* **Work required**: Could you copy every line from the material below in which "components" appears?

[Records]

=-=-=

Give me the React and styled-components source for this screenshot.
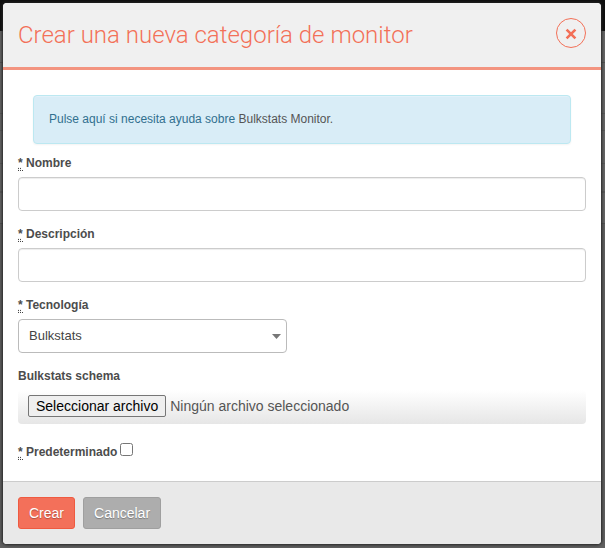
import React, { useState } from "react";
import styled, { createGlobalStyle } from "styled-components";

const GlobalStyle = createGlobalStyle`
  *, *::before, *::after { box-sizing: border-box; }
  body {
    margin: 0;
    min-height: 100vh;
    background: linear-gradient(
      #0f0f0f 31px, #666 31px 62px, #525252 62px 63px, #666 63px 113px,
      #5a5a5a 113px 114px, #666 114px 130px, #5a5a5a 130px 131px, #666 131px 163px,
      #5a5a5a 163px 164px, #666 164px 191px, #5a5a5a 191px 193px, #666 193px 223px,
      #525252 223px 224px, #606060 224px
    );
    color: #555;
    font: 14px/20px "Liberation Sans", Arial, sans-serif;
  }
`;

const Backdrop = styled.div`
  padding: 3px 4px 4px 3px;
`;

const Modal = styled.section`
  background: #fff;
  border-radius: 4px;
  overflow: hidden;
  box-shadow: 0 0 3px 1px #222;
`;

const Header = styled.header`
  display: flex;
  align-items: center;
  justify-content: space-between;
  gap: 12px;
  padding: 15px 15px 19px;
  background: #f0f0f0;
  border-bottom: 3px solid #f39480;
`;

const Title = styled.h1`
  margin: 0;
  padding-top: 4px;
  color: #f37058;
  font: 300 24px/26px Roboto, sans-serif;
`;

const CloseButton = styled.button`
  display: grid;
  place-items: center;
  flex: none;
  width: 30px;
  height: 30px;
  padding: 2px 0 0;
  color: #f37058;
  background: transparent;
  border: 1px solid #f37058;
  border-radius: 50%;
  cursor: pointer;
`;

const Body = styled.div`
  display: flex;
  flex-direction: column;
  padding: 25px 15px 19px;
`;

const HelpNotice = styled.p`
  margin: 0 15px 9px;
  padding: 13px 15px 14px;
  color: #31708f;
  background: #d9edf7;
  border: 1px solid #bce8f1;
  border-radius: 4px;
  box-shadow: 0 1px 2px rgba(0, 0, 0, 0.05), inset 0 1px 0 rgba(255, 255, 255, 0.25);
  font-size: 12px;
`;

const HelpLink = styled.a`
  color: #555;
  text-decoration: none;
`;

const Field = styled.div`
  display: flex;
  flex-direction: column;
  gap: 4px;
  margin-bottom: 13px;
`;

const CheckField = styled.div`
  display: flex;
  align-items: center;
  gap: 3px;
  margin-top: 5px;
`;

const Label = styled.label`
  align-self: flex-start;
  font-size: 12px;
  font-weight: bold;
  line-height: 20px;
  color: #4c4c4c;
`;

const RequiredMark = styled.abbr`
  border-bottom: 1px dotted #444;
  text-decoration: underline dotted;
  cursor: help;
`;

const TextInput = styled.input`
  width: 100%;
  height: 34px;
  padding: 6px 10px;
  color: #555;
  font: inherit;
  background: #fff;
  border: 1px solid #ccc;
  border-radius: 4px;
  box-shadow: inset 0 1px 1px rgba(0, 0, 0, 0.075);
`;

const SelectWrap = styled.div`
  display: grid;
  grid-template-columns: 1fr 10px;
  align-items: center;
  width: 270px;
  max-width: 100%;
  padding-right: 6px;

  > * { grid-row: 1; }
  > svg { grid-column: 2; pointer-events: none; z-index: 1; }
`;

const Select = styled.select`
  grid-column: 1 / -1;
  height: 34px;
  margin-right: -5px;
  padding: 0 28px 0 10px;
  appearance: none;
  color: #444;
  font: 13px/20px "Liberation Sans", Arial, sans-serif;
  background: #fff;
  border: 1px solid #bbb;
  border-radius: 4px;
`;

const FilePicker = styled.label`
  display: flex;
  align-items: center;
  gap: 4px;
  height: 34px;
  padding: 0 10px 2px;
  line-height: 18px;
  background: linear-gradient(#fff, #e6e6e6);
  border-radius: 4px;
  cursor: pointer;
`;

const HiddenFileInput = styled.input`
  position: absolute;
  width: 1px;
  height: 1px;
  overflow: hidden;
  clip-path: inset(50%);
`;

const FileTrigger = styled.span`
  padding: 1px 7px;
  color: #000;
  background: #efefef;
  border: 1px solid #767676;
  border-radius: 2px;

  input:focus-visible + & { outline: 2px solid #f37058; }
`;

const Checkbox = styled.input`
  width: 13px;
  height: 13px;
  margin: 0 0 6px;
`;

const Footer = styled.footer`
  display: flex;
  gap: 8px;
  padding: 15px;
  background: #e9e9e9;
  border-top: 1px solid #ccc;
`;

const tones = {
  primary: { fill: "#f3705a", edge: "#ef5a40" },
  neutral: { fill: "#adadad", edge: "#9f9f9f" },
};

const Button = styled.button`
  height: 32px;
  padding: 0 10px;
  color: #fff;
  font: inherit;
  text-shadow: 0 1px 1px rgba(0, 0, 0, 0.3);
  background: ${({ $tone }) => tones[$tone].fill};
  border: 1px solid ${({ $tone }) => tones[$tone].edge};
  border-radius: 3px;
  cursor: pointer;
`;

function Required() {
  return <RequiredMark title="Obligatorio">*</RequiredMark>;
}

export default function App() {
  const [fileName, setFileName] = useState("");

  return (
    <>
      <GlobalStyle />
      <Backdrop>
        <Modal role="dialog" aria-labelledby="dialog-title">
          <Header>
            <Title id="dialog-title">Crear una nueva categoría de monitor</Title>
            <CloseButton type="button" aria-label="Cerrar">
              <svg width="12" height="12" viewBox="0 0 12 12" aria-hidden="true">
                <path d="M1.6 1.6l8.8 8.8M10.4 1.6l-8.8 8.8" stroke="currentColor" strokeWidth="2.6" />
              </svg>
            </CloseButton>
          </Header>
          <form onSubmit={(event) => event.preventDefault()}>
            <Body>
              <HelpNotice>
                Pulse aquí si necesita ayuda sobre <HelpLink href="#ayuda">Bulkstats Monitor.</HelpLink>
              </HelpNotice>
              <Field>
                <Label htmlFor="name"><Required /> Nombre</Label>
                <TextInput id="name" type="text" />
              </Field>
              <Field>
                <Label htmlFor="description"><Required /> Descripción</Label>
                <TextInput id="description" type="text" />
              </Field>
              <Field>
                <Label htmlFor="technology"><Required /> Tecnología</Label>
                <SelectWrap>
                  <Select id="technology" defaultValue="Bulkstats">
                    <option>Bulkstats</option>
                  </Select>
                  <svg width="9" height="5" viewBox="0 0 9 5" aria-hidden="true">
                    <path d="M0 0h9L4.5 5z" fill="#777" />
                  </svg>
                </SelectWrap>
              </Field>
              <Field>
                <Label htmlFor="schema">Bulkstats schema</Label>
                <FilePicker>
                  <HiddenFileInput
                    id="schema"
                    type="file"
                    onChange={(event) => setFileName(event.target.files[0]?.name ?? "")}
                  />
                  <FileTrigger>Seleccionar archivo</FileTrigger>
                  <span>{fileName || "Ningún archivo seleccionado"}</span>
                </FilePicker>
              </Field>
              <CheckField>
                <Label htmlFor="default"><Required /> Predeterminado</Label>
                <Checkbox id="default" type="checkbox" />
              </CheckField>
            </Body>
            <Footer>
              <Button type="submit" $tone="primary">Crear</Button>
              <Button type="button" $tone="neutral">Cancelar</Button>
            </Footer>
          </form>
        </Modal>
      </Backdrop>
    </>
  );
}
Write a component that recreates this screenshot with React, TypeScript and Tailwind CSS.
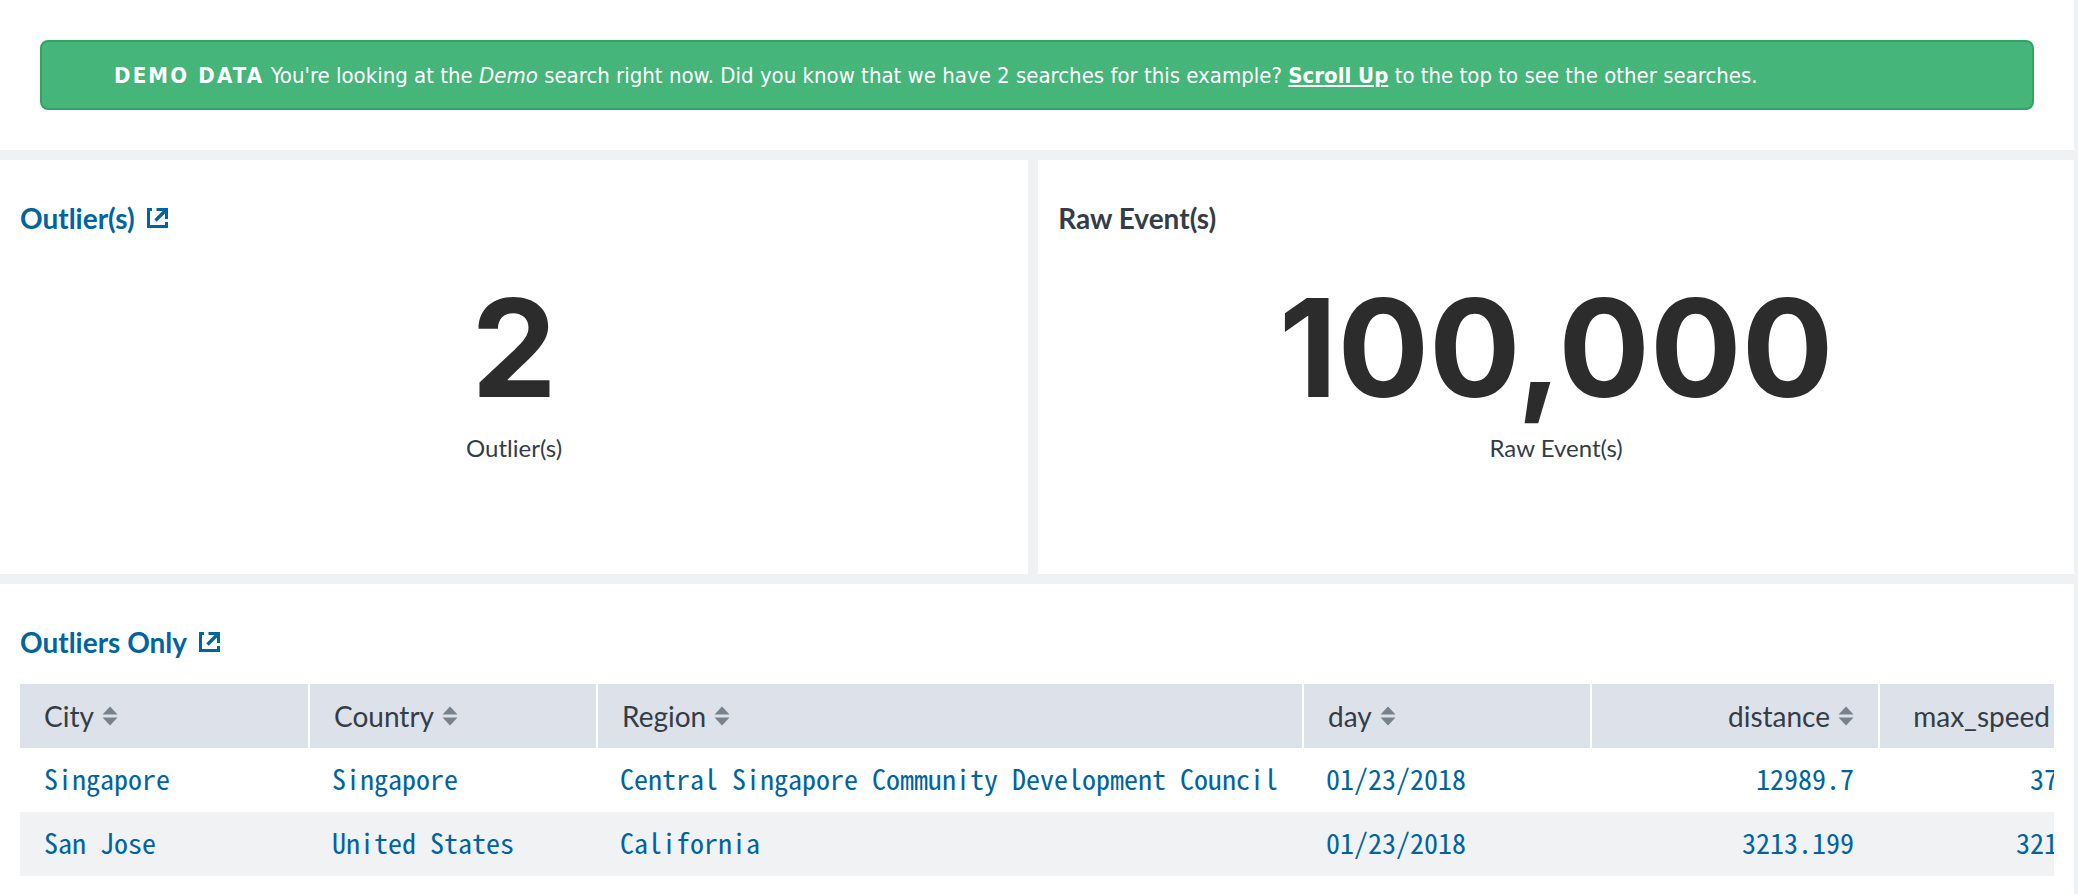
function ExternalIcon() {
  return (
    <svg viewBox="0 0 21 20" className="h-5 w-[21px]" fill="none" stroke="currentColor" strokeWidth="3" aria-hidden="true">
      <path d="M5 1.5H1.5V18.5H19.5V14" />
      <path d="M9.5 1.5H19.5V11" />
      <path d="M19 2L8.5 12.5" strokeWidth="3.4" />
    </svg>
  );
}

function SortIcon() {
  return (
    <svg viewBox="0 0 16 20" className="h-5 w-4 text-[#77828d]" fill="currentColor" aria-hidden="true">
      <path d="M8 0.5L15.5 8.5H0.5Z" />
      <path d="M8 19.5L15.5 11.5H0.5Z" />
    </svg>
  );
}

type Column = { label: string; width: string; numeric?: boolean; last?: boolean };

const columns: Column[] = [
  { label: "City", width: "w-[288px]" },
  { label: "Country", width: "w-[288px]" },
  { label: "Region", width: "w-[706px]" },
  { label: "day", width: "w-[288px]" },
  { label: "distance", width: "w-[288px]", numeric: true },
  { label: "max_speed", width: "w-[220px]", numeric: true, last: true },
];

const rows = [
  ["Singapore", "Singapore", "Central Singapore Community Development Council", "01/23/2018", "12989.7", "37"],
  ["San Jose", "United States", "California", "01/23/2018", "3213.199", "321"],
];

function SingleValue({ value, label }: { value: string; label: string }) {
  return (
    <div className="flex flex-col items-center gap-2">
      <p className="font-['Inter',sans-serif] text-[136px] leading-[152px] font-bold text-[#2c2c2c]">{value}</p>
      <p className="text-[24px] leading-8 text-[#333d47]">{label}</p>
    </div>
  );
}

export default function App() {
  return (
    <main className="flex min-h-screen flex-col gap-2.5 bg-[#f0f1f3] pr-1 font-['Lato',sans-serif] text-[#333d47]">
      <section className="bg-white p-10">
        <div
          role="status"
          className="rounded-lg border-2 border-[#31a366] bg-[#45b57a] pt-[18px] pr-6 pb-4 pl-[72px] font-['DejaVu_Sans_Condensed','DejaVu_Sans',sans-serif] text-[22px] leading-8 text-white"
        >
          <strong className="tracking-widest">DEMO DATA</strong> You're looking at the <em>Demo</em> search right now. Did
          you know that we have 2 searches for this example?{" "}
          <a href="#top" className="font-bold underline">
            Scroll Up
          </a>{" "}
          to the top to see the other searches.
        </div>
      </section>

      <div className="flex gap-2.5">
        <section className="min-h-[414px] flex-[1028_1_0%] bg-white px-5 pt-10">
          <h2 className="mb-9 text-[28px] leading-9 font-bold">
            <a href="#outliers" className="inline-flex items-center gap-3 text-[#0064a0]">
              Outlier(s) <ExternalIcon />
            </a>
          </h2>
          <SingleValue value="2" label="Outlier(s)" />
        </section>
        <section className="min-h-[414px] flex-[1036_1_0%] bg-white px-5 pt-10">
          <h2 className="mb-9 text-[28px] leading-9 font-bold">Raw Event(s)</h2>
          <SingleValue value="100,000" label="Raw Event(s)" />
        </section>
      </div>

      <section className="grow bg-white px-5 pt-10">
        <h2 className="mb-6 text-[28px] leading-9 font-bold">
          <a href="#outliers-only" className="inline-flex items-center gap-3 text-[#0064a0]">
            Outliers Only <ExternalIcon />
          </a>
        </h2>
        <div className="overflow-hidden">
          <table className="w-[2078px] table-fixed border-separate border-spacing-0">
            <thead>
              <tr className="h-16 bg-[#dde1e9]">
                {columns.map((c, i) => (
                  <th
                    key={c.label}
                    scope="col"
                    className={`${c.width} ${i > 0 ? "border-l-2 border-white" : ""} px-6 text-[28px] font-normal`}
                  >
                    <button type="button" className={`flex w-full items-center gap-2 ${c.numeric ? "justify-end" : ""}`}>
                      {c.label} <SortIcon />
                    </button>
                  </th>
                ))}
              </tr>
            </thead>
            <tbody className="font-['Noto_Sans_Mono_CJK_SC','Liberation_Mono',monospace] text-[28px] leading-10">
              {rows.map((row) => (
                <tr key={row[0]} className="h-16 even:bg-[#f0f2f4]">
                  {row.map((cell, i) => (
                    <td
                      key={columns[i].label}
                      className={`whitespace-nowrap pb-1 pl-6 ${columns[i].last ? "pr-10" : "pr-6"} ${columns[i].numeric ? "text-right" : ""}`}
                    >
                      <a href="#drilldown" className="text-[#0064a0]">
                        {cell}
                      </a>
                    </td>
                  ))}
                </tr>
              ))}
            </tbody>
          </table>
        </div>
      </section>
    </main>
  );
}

=-=-=

* **Result**:
Give me the React and styled-components source for this screenshot.
import styled, { createGlobalStyle } from "styled-components";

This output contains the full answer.